All of Trump’s behavior here fulfils these elements of offense. The document could be heard rustling on the recording, and several witnesses can describe whether he really had it. The document pertained to an attack on Iran, quintessentially a matter of national defense. Trump exhibited awareness that he couldn’t share it, because it was classified. And Trump had it, at least in part, to avenge what he perceived as a slight by Milley.

The one caveat — one made by Charlie Savage on Twitter — is the bolded bullet. DOJ had not yet subpoenaed this document. If he wasn’t caught in possession in of this document, it would serve only as evidence of 18 USC 2071 — the law prohibiting taking classified documents that disqualifies someone from holding federal office. Though if he ever did share it with people, it could exposure him to more serious levels of the Espionage Act.

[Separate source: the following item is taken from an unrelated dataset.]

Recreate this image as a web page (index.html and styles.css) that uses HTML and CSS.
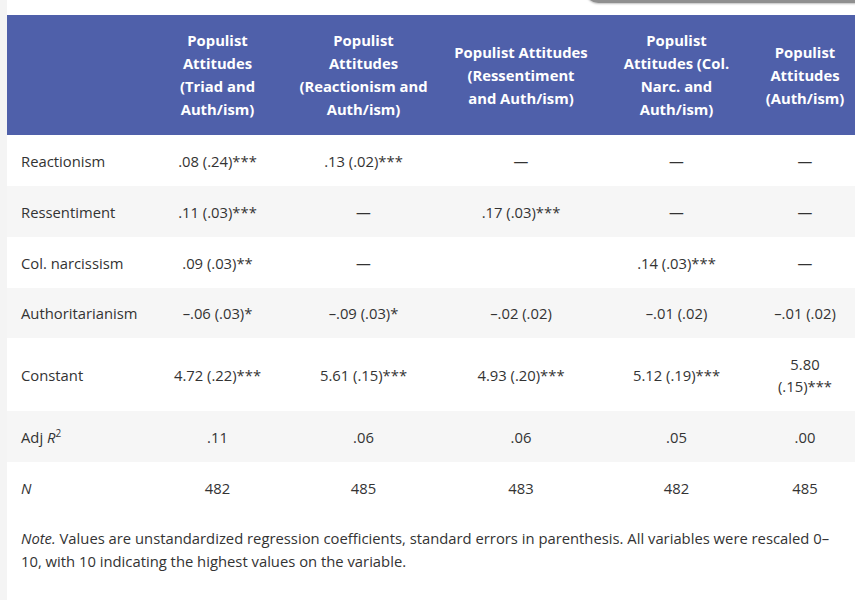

All trials are about prosecutors telling stories.

This incident is a story so good that Trump tried to tell it himself, and in the process got recorded admitting he had stolen classified documents. And that’s why prosecutors asked a bunch of witnesses about it.

Update: Hugo Lowell’s version of this includes important details (the NYT also got several of these):

  1. The meeting in question was in July 2021.
  2. The recording came from Margo Martin, whose devices prosecutors obtained and imaged.
  3. The actual document in question predates Mark Milley’s tenure as CJS.
  4. Trump’s lawyers claim a document matching this description was among those returned to the Archives.
  5. Prosecutors have shown the actual document to grand jury witnesses.